In meditation courses, since there is usually a mixture of people, with always some new people, the subject of guru devotion is hardly ever mentioned. Usually just the outlines or essence of the practice is covered, without any real details about its benefits. Since you don’t generally hear much on this subject, I thought it extremely important to amplify a little, because it is the root of all realizations. If you are able to practice guru devotion well, success in all the rest of the realizations of the path, up to enlightenment, will come very easily.
It is the teacher’s responsibility to explain the advantages of guru devotion. The subject of guru devotion is extremely important and it is also extremely important to explain it with compassion. There needs to be a motivation of compassion, a wish to guide other sentient beings properly and to guard them from the heaviest negative karma and the heaviest suffering. I find it an uncomfortable subject to talk about because of the lack of compassion within my mind, but it is dangerous to leave it out.
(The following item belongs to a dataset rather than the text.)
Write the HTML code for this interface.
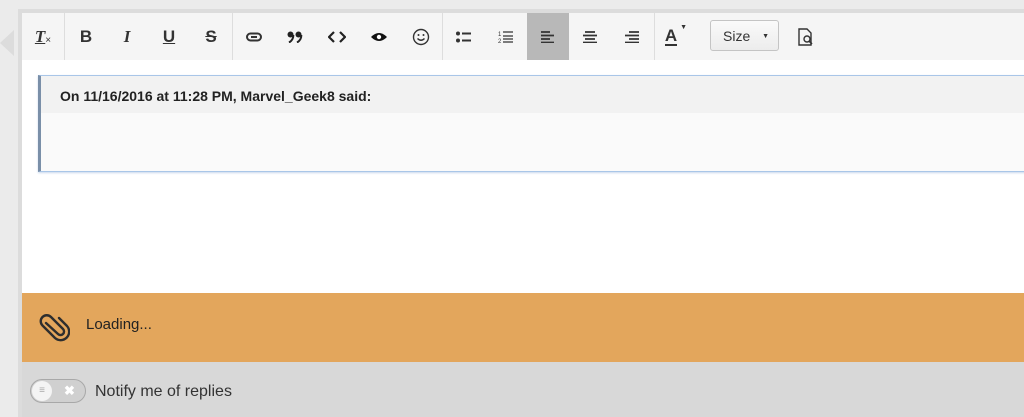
<!DOCTYPE html>
<html><head><style>
body{margin:0;width:1024px;height:417px;background:#ebebeb;position:relative;overflow:hidden;font-family:"Liberation Sans",sans-serif}
.a{position:absolute}
.btn{position:absolute;top:13px;height:47px;width:42px;display:flex;align-items:center;justify-content:center;font-size:17px;color:#333}
.sep{position:absolute;top:13px;height:47px;width:1px;background:#ddd}
</style></head><body>
<div class="a" style="left:18px;top:9px;width:1006px;height:4px;background:#dcdcdc"></div>
<div class="a" style="left:0;top:30px;width:0;height:0;border-top:13px solid transparent;border-bottom:13px solid transparent;border-right:14px solid #dcdcdc"></div>
<div class="a" style="left:18px;top:13px;width:4px;height:404px;background:#dcdcdc"></div>
<div class="a" style="left:22px;top:13px;width:1002px;height:47px;background:#f5f5f5"></div>
<div class="a" style="left:527px;top:13px;width:42px;height:47px;background:#b8b8b8"></div>
<div class="sep" style="left:64px"></div><div class="sep" style="left:232px"></div><div class="sep" style="left:442px"></div><div class="sep" style="left:654px"></div>
<div class="btn" style="left:22px"><span style="font-style:italic;font-weight:bold;text-decoration:underline;font-family:'Liberation Serif'">T</span><span style="font-size:10px;margin-top:8px">×</span></div>
<div class="btn" style="left:65px;font-weight:bold">B</div>
<div class="btn" style="left:106px;font-style:italic;font-family:'Liberation Serif';font-weight:bold">I</div>
<div class="btn" style="left:148px;text-decoration:underline;font-weight:bold">U</div>
<div class="btn" style="left:190px;text-decoration:line-through;font-weight:bold">S</div>
<div class="btn" style="left:233px"><svg width="16" height="10"><rect x="1" y="1.5" width="14" height="7" rx="3.5" fill="none" stroke="#333" stroke-width="2"/><line x1="5" y1="5" x2="11" y2="5" stroke="#333" stroke-width="2"/></svg></div>
<div class="btn" style="left:274px"><svg width="16" height="12"><circle cx="3.5" cy="3.5" r="3" fill="#222"/><path d="M6.3 4Q6.5 9 2 11.5" fill="none" stroke="#222" stroke-width="2"/><circle cx="11.5" cy="3.5" r="3" fill="#222"/><path d="M14.3 4Q14.5 9 10 11.5" fill="none" stroke="#222" stroke-width="2"/></svg></div>
<div class="btn" style="left:316px"><svg width="18" height="12"><path d="M6 1L1 6l5 5M12 1l5 5-5 5" fill="none" stroke="#222" stroke-width="2.2"/></svg></div>
<div class="btn" style="left:358px"><svg width="18" height="12"><path d="M1 6Q9-2 17 6Q9 14 1 6Z" fill="#111"/><circle cx="9" cy="6" r="2.2" fill="#fff"/></svg></div>
<div class="btn" style="left:400px"><svg width="18" height="18"><circle cx="9" cy="9" r="7.5" fill="none" stroke="#333" stroke-width="1.4"/><circle cx="6.5" cy="7" r="1" fill="#333"/><circle cx="11.5" cy="7" r="1" fill="#333"/><path d="M5.5 10.5Q9 14 12.5 10.5" fill="none" stroke="#333" stroke-width="1.4"/></svg></div>
<div class="btn" style="left:443px"><svg width="16" height="12"><circle cx="2" cy="2.5" r="2" fill="#333"/><circle cx="2" cy="9.5" r="2" fill="#333"/><path d="M6 2.5h9M6 9.5h9" stroke="#333" stroke-width="2"/></svg></div>
<div class="btn" style="left:485px"><svg width="16" height="14"><text x="0" y="6" font-size="6" fill="#333">1</text><text x="0" y="13" font-size="6" fill="#333">2</text><path d="M5 2h10M5 6h10M5 9h10M5 12h10" stroke="#333" stroke-width="1.2"/></svg></div>
<div class="btn" style="left:527px"><svg width="14" height="12"><path d="M0 1h9M0 4.5h13M0 8h9M0 11.5h13" stroke="#333" stroke-width="1.8"/></svg></div>
<div class="btn" style="left:569px"><svg width="14" height="12"><path d="M2 1h10M0 4.5h14M2 8h10M0 11.5h14" stroke="#333" stroke-width="1.8"/></svg></div>
<div class="btn" style="left:611px"><svg width="14" height="12"><path d="M4 1h10M0 4.5h14M4 8h10M0 11.5h14" stroke="#333" stroke-width="1.8"/></svg></div>
<div class="btn" style="left:655px"><span style="font-weight:bold;border-bottom:2px solid #333;line-height:16px">A</span><span style="font-size:7px;margin-top:-18px;margin-left:3px">▼</span></div>
<div class="a" style="left:710px;top:20px;width:69px;height:31px;border:1px solid #c4c4c4;border-radius:3px;background:linear-gradient(#fafafa,#ececec);font-size:14px;color:#333;line-height:31px;padding-left:12px;box-sizing:border-box">Size<span style="font-size:7px;position:absolute;right:9px">▼</span></div>
<div class="btn" style="left:785px"><svg width="16" height="18"><path d="M1 1h8l4 4v12H1Z" fill="none" stroke="#333" stroke-width="1.4"/><circle cx="9" cy="11" r="3" fill="none" stroke="#333" stroke-width="1.4"/><path d="M11 13l3 3" stroke="#333" stroke-width="1.6"/></svg></div>
<div class="a" style="left:22px;top:60px;width:1002px;height:233px;background:#fff"></div>
<div class="a" style="left:38px;top:75px;width:990px;height:97px;border:1px solid #a9c6e8;border-left:3px solid #7a8fa8;box-sizing:border-box;background:#fafafa;box-shadow:0 1px 2px #c8d8ec"></div>
<div class="a" style="left:41px;top:76px;width:983px;height:37px;background:#f2f2f2"></div>
<div class="a" style="left:60px;top:88px;font-size:14px;font-weight:bold;color:#222">On 11/16/2016 at 11:28 PM, Marvel_Geek8 said:</div>
<div class="a" style="left:22px;top:293px;width:1002px;height:69px;background:#e3a65c"></div>
<svg class="a" style="left:36px;top:311px" width="34" height="34"><path d="M22 10L11 22a3.5 3.5 0 0 0 5 5L28 15a6 6 0 0 0-8.5-8.5L7 19a8.5 8.5 0 0 0 12 12l8-8" fill="none" stroke="#2e2e2e" stroke-width="2.4" stroke-linecap="round" transform="rotate(-90 17 17)"/></svg>
<div class="a" style="left:86px;top:316px;font-size:15px;color:#222">Loading...</div>
<div class="a" style="left:22px;top:362px;width:1002px;height:55px;background:#d8d8d8"></div>
<div class="a" style="left:30px;top:379px;width:56px;height:24px;border-radius:12px;background:#d0d0d0;border:1px solid #a8a8a8;box-sizing:border-box"></div>
<div class="a" style="left:32px;top:381px;width:20px;height:20px;border-radius:10px;background:#f4f4f4;text-align:center;font-size:10px;line-height:20px;color:#aaa">≡</div>
<div class="a" style="left:64px;top:381px;font-size:13px;color:#fff;font-weight:bold;line-height:20px">✖</div>
<div class="a" style="left:95px;top:383px;font-size:16px;color:#333">Notify me of replies</div>
</body></html>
In the past, during the early courses at Kopan, I found it quite easy and comfortable to talk on the subject of guru devotion, but now I find it more difficult. It might be a sign that my mind has degenerated, because now it makes me uncomfortable. I feel more self-conscious at the thought that it might appear as if I’m saying that I’m a buddha.
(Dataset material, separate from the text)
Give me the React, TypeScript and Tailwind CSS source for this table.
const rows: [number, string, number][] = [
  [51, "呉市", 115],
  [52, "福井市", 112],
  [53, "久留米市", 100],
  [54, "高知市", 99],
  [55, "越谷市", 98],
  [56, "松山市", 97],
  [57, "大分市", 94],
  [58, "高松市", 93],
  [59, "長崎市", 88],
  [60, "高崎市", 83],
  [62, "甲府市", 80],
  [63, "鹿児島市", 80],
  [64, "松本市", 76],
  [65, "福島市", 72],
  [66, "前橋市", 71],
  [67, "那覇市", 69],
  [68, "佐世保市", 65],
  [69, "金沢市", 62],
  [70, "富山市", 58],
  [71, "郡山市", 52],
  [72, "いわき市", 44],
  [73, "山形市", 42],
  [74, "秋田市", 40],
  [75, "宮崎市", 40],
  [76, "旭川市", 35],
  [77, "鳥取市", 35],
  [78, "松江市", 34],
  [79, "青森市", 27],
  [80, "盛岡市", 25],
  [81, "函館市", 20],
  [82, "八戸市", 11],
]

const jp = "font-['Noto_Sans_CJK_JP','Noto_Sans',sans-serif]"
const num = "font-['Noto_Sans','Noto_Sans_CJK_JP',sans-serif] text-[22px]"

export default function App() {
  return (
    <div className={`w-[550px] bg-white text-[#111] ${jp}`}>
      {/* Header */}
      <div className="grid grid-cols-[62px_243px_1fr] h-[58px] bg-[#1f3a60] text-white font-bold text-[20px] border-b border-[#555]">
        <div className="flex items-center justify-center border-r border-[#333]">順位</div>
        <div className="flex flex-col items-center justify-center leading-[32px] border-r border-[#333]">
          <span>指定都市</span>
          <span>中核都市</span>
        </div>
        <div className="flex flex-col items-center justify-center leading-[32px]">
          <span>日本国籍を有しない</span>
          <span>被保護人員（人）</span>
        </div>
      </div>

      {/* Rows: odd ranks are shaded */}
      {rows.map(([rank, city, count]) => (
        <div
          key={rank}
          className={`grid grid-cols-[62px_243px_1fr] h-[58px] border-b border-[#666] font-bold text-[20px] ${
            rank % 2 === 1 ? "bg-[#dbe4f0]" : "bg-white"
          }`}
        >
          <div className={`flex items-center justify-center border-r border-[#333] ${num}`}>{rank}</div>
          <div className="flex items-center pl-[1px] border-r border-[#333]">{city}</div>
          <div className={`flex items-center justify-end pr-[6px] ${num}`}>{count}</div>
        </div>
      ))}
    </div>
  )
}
You might also feel uneasy talking about guru devotion if you yourself are engaged in teaching Dharma. However, the correct way to do it is with compassion for others. If you leave others in complete ignorance of this subject, they will make many mistakes all the way through their Dharma practice. No matter how much they learn about other Dharma teachings and no matter how much they try to meditate, because they don’t know about guru devotion they will constantly make mistakes in their practice. From the very beginning of their Dharma practice they will make many mistakes and collect many heavy negative karmas because of their lack of understanding of guru devotion.
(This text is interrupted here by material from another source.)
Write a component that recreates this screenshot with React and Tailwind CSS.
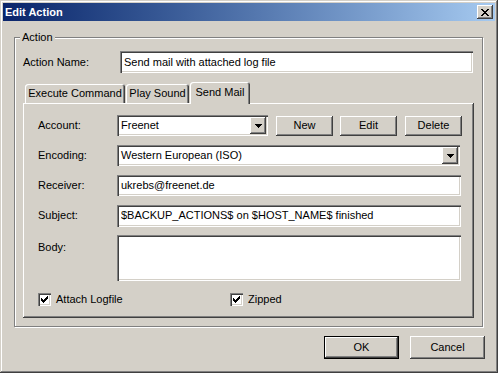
import React from "react";

const raised =
  "bg-[#d4d0c8] shadow-[inset_-1px_-1px_#404040,inset_1px_1px_#ffffff,inset_-2px_-2px_#808080]";
const sunken =
  "bg-white shadow-[inset_1px_1px_#808080,inset_2px_2px_#404040,inset_-1px_-1px_#ffffff,inset_-2px_-2px_#d4d0c8]";

function DropArrow() {
  return (
    <svg width="7" height="4" viewBox="0 0 7 4" shapeRendering="crispEdges">
      <path d="M0 0h7v1h-1v1h-1v1h-1v1h-1v-1h-1v-1h-1v-1h-1z" fill="#000" />
    </svg>
  );
}

function Combo({ value, width }) {
  return (
    <div className={`flex items-center h-[21px] p-[2px] ${sunken} ${width}`}>
      <span className="flex-1 pl-[2px] truncate">{value}</span>
      <div className={`w-[16px] h-[17px] flex items-center justify-center ${raised}`}>
        <DropArrow />
      </div>
    </div>
  );
}

function TextBox({ value, width, height = "h-[21px]" }) {
  return (
    <div className={`flex items-center px-[4px] ${sunken} ${width} ${height}`}>
      <span className="truncate">{value}</span>
    </div>
  );
}

function Check({ label, className = "" }) {
  return (
    <div className={`flex items-center ${className}`}>
      <div className={`w-[13px] h-[13px] flex items-center justify-center ${sunken}`}>
        <svg width="7" height="7" viewBox="0 0 7 7" shapeRendering="crispEdges">
          <path
            d="M6 0h1v1h-1z M5 1h2v1h-2z M0 2h1v1h-1z M4 2h3v1h-3z M0 3h2v1h-2z M3 3h3v1h-3z M0 4h5v1h-5z M1 5h3v1h-3z M2 6h1v1h-1z"
            fill="#000"
          />
        </svg>
      </div>
      <span className="ml-[5px]">{label}</span>
    </div>
  );
}

function Row({ label, children, className = "" }) {
  return (
    <div className={`flex items-center h-[21px] ${className}`}>
      <span className="w-[79px]">{label}</span>
      {children}
    </div>
  );
}

export default function App() {
  return (
    <div className="w-[498px] h-[373px] bg-[#d4d0c8] p-[3px] flex flex-col text-[11px] leading-[13px] text-black font-['Liberation_Sans',Arial,sans-serif] shadow-[inset_-1px_-1px_#404040,inset_1px_1px_#d4d0c8,inset_-2px_-2px_#808080,inset_2px_2px_#ffffff]">
      {/* title bar */}
      <div className="h-[18px] flex items-center justify-between bg-gradient-to-r from-[#0a246a] to-[#a6caf0] pl-[2px] pr-[2px]">
        <span className="font-bold text-white">Edit Action</span>
        <div className={`w-[16px] h-[14px] flex items-center justify-center ${raised}`}>
          <svg width="8" height="7" viewBox="0 0 8 7" shapeRendering="crispEdges">
            <path
              d="M0 0h2v1h-2z M6 0h2v1h-2z M1 1h2v1h-2z M5 1h2v1h-2z M2 2h4v1h-4z M3 3h2v1h-2z M2 4h4v1h-4z M1 5h2v1h-2z M5 5h2v1h-2z M0 6h2v1h-2z M6 6h2v1h-2z"
              fill="#000"
            />
          </svg>
        </div>
      </div>

      {/* Action group */}
      <div className="ml-[11px] mt-[16px] w-[469px] h-[290px] border border-[#808080] shadow-[inset_1px_1px_#ffffff,1px_1px_#ffffff]">
        <div className="-mt-[7px] ml-[5px] px-[2px] w-fit bg-[#d4d0c8]">Action</div>

        <div className="flex items-center ml-[8px] mt-[7px]">
          <span className="w-[97px]">Action Name:</span>
          <TextBox value="Send mail with attached log file" width="w-[353px]" height="h-[22px]" />
        </div>

        {/* tabs */}
        <div className="flex items-end ml-[8px] mt-[9px] h-[21px]">
          <div className={`ml-[2px] w-[100px] h-[19px] flex items-center justify-center rounded-t-[3px] bg-[#d4d0c8] shadow-[inset_1px_1px_#ffffff,inset_-1px_0_#404040,inset_-2px_0_#808080]`}>
            Execute Command
          </div>
          <div className="ml-[1px] w-[63px] h-[19px] flex items-center justify-center rounded-t-[3px] bg-[#d4d0c8] shadow-[inset_1px_1px_#ffffff,inset_-1px_0_#404040,inset_-2px_0_#808080]">
            Play Sound
          </div>
          <div className="relative z-10 ml-[1px] -mb-[1px] w-[60px] h-[22px] pb-[2px] flex items-center justify-center rounded-t-[3px] bg-[#d4d0c8] shadow-[inset_1px_1px_#ffffff,inset_-1px_0_#404040,inset_-2px_0_#808080]">
            Send Mail
          </div>
        </div>

        <div className="ml-[8px] w-[451px] h-[215px] pt-[12px] pl-[15px] shadow-[inset_-1px_-1px_#404040,inset_1px_1px_#ffffff,inset_-2px_-2px_#808080]">
          <Row label="Account:">
            <Combo value="Freenet" width="w-[151px]" />
            <button className={`ml-[8px] w-[57px] h-[20px] ${raised}`}>New</button>
            <button className={`ml-[7px] w-[57px] h-[20px] ${raised}`}>Edit</button>
            <button className={`ml-[8px] w-[57px] h-[20px] ${raised}`}>Delete</button>
          </Row>
          <Row label="Encoding:" className="mt-[9px]">
            <Combo value="Western European (ISO)" width="w-[343px]" />
          </Row>
          <Row label="Receiver:" className="mt-[9px]">
            <TextBox value="ukrebs@freenet.de" width="w-[344px]" />
          </Row>
          <Row label="Subject:" className="mt-[9px]">
            <TextBox value="$BACKUP_ACTIONS$ on $HOST_NAME$ finished" width="w-[344px]" height="h-[22px]" />
          </Row>
          <div className="flex items-start mt-[9px]">
            <span className="w-[79px] pt-[6px]">Body:</span>
            <div className={`w-[344px] h-[46px] ${sunken}`} />
          </div>
          <div className="flex items-center mt-[12px]">
            <Check label="Attach Logfile" className="w-[192px]" />
            <Check label="Zipped" />
          </div>
        </div>
      </div>

      {/* dialog buttons */}
      <div className="flex justify-end gap-[11px] mt-[9px] pr-[10px]">
        <button className={`w-[75px] h-[23px] border border-black ${raised}`}>OK</button>
        <button className={`w-[75px] h-[23px] ${raised}`}>Cancel</button>
      </div>
    </div>
  );
}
For university studies, where someone is learning about a religion or culture to obtain a degree or get a job teaching others, it isn’t necessary to teach guru devotion because the student’s aim isn’t to practice Dharma. If the subject involves study of a lamrim text, you can just go over the text so that your students learn it. But the situation is different if a student’s motivation is to develop her mind because to do that she has to take care of her mind, which means clearing away obstacles and not creating further causes for obstacles.
Of course, you can’t always talk about guru devotion at the very beginning. It has to be taught at the right time, however, generally speaking, Lama Tsongkhapa was very wise when he put the subject of guru devotion at the very beginning of the lamrim. Before beginning any Dharma practice, people are then fully aware of the teachings on guru devotion; they are then careful from the very beginning. They know why they have to pay the most attention to and put the most effort into guru devotion; they also know what is their biggest obstacle to success. It is good to start your spiritual life with a pure practice rather than one full of mistakes. So with compassion, concern for others, you should explain guru devotion practice to guide your students, to make them fully aware, so that they don’t make mistakes from the very beginning.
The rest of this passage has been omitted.